The scapegoating of Asa

Two thumbs up for James Eriksson and Debito Arudou on their article (Zeit Gist, Sept. 4), the first and only in Japan that actually looks at the facts of the whole (Asashoryu) situation and doesn’t just follow the bandwagon of “Asa-bashing.”

For the past four years, it was Asa that basically carried the entire sumo industry and raised its popularity among youngsters and yet (the Japan Sumo Association) is treating him like an outcast and a “traitor” of the sport.

JSA utilized his “bad-boy” character commercially when he was the only yokozuna around, but now we have another — more mild-tempered Hakuho — they try to destroy (Asa), both personally and professionally.

The media loves to play that two-minute soccer clip and remind people that he handed in a “falsified” doctor’s claim on his illness.

Imagine you return to your home country for rehab and you get invited to a charity event. High-ranked officials and your pal Hidetoshi Nakata ask you to kick the ball around for a few minutes. Who in the world would refuse?

Imagine it was Nakata or Ichiro that was in Asa’s shoes. What do you think the Japanese press would write?
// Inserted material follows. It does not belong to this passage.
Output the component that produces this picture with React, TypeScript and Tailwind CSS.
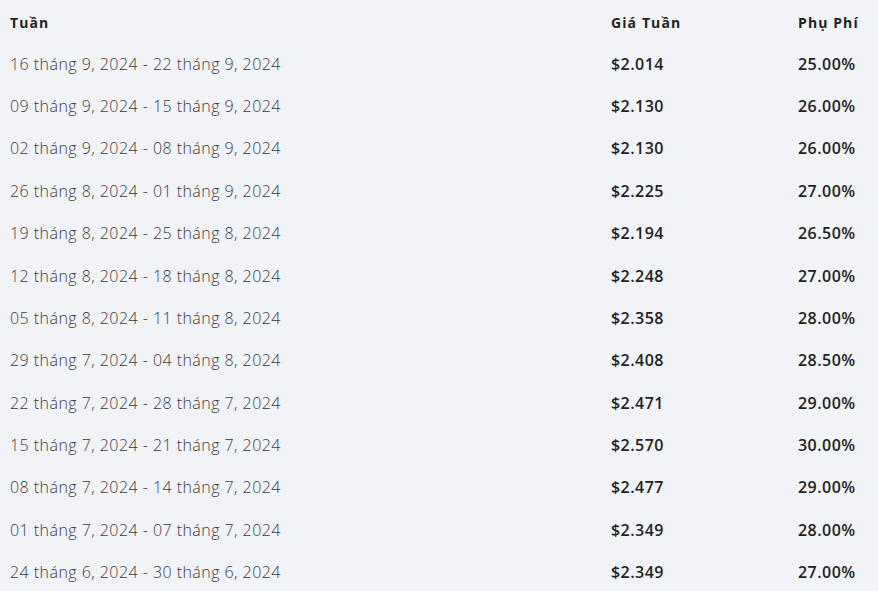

“Our national hero Nakata/Ichiro endures tremendous pain from his severe injuries and shows the world his big heart at an overseas charity event.”

Welcome to reality in Japan.

Toshisuke Hayami, Tokyo

The blame game

I always enjoy Debito Arudou’s letters and articles, and mostly agree with the points he makes in “The blame game” (Zeit Gist, Aug. 28).

However, leaving aside the Japanese people’s unarguably generous capacity for hypocrisy on the question of so-called “internationalization,” I completely sympathize with Japan’s underlying view on the inadvisability of importing people. In my opinion this has been a social disaster in Britain in general, and in my home town of London in particular, where the vast majority of violent street crime is committed by our more recent citizens. You only have to check (the London) Metropolitan Police’s “wanted” page to see what I mean ( www.met.police.uk/wanted/ ).

Like Japan, we were told that we “needed” to import workers for the good of the economy. But perhaps there are, after all, more important things than mere money, like the preservation of one’s own culture, values, and way of life, the maintenance of security, and the cohesiveness of society.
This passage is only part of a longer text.